3. Understand the Legal Framework

Property Ownership Laws Foreign investors must obtain approval from the Foreign Investment Review Board (FIRB) before purchasing property in Australia. As of 2024, FIRB approval is required for all residential property purchases by non-residents, who typically need to invest in new or substantially renovated properties.

Legal and Tax Implications Stamp duty varies by state. For example, in New South Wales, it can be as high as 5.5% of the property value. The capital gains tax (CGT) rate for individuals can reach up to 45%, though discounts are available if the property is held for more than 12 months. Land tax also varies by state, generally ranging from 0.2% to 2% of the property’s value.
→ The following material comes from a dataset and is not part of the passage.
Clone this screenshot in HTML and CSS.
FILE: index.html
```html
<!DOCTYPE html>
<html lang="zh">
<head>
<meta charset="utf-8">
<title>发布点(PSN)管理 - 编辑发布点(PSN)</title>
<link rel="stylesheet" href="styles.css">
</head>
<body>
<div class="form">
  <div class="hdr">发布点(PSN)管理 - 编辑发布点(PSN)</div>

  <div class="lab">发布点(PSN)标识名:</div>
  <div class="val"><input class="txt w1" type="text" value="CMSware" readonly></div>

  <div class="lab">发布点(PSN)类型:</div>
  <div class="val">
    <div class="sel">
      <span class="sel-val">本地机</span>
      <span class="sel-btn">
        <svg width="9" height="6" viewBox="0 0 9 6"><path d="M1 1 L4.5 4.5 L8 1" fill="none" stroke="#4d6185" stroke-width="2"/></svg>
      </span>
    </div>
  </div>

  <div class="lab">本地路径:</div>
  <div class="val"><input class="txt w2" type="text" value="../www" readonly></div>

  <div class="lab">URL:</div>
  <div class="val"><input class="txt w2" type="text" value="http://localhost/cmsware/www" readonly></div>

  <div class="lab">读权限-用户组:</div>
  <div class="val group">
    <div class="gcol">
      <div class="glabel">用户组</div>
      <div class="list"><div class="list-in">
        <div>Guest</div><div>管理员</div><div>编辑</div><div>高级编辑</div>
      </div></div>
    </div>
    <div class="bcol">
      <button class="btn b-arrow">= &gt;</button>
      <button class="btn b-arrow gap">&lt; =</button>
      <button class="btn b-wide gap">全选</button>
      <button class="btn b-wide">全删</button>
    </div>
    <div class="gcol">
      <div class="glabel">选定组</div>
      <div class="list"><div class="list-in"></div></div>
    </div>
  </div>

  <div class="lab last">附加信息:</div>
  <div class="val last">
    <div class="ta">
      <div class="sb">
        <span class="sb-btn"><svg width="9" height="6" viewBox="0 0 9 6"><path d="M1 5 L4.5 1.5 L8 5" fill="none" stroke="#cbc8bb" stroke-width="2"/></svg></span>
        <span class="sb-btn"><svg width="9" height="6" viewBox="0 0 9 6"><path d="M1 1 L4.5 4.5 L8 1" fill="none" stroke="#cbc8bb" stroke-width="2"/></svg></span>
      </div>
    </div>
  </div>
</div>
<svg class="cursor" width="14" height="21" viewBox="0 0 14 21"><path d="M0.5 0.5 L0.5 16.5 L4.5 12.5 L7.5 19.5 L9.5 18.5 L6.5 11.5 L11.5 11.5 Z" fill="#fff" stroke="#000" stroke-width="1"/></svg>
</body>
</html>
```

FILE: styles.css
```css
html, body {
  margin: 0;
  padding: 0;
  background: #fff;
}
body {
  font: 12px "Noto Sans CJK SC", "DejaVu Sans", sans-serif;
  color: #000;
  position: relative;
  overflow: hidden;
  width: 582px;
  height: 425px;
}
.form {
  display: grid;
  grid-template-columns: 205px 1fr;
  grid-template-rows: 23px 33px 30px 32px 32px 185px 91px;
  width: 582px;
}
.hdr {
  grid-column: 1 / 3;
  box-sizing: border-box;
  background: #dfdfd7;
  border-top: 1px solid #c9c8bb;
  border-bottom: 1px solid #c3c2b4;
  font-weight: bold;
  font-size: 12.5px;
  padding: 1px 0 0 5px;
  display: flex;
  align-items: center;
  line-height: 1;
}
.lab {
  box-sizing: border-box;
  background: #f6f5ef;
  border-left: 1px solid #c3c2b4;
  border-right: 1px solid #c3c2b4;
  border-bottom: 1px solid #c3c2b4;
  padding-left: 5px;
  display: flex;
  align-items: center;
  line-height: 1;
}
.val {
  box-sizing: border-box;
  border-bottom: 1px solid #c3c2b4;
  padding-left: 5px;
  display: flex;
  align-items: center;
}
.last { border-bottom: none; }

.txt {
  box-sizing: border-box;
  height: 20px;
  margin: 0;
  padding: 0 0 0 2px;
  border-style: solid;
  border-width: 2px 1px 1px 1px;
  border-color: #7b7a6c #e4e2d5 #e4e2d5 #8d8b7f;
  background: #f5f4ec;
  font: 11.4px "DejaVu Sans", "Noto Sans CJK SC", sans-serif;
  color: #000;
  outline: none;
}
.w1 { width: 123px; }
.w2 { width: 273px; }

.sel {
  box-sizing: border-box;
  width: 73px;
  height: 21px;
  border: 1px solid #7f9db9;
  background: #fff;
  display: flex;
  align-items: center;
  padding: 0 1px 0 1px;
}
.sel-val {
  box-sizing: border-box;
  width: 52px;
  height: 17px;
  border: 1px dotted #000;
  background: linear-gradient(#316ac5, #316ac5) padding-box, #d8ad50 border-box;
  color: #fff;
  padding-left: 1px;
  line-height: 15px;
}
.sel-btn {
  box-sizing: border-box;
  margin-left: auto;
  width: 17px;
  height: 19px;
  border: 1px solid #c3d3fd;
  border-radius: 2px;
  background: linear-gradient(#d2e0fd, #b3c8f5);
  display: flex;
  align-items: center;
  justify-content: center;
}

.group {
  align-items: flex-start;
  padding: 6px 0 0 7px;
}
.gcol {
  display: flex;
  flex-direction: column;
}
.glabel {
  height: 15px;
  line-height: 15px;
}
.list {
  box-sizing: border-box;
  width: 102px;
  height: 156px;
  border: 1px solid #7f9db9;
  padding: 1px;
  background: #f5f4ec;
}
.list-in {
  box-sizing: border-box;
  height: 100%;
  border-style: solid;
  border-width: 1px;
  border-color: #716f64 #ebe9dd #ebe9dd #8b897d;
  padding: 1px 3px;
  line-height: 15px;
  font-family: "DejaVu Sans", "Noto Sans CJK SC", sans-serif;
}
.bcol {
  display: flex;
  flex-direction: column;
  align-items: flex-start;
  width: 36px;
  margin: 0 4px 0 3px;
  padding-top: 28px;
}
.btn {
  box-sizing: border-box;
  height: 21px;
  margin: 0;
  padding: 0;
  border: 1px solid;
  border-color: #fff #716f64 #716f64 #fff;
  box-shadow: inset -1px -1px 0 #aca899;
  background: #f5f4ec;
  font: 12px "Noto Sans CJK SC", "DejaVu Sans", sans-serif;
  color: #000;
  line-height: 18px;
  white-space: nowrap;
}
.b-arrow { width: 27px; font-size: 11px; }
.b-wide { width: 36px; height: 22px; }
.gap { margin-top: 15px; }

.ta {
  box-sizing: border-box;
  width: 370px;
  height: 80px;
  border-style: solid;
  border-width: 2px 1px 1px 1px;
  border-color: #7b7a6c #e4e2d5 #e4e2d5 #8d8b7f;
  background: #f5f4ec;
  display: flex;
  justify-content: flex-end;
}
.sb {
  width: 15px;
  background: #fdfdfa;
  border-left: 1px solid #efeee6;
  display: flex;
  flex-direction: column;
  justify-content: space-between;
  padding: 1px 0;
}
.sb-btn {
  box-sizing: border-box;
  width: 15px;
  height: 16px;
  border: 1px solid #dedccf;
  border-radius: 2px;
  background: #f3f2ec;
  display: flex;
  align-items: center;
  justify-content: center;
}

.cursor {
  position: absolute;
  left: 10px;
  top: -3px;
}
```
4. Financing Your Investment

Securing a Mortgage Mortgage interest rates have fluctuated between 3.0% and 4.5% in recent years. Foreign investors may face higher deposit requirements, often up to 30% of the property’s value. Australian banks offer a variety of mortgage products, so comparing options is essential for securing the best financing deal.

Budgeting for Additional Costs In addition to the purchase price, consider additional costs such as stamp duty, which can be substantial. For a property valued at $750,000 in New South Wales, stamp duty could be around $31,000. Legal fees, property inspections, and management costs should also be factored into your budget.

5. Property Management and Maintenance

Choosing a Property Manager Effective property management is crucial for maximising returns. Management fees typically range from 7% to 10% of rental income. A skilled property manager will handle tenant selection, rent collection, and maintenance, ensuring your investment remains in good condition and profitable.

Maintenance and Upgrades Regular maintenance and strategic upgrades can enhance property value and attract quality tenants. Investing in energy-efficient improvements or modern amenities can boost rental yields and property value, contributing to long-term success.

6. Investment Strategies

Capital Growth vs. Rental Yield For capital growth, focus on properties in high-demand areas with strong economic fundamentals. Sydney, for instance, has seen an average annual capital growth rate of around 6% over the past decade. For rental yield, target emerging suburbs or regional areas where yields often exceed 4% and vacancy rates are lower.

Long-Term vs. Short-Term Investment Long-term investments typically offer stability and consistent growth, with residential properties in Australia averaging a 5% annual growth rate over the past decade. Short-term strategies, like property flipping, can provide quicker returns but come with higher risks and require precise market timing.

7. Stay Informed and Flexible

Market Trends Keep up-to-date with property market reports and economic indicators. The CoreLogic Home Value Index offers insights into market trends, while the Australian Bureau of Statistics provides data on economic conditions and population growth.

Networking Building a network of real estate professionals can be invaluable. Join property investment groups and attend local real estate events to connect with industry experts and fellow investors.

Investing in Australian property presents exciting opportunities, but success requires careful research, strategic planning, and ongoing management. By understanding market dynamics, legal requirements, and financial considerations, you can make well-informed decisions and build a successful property portfolio. With the right approach and up-to-date information, navigating Australia’s property landscape can lead to achieving your investment goals.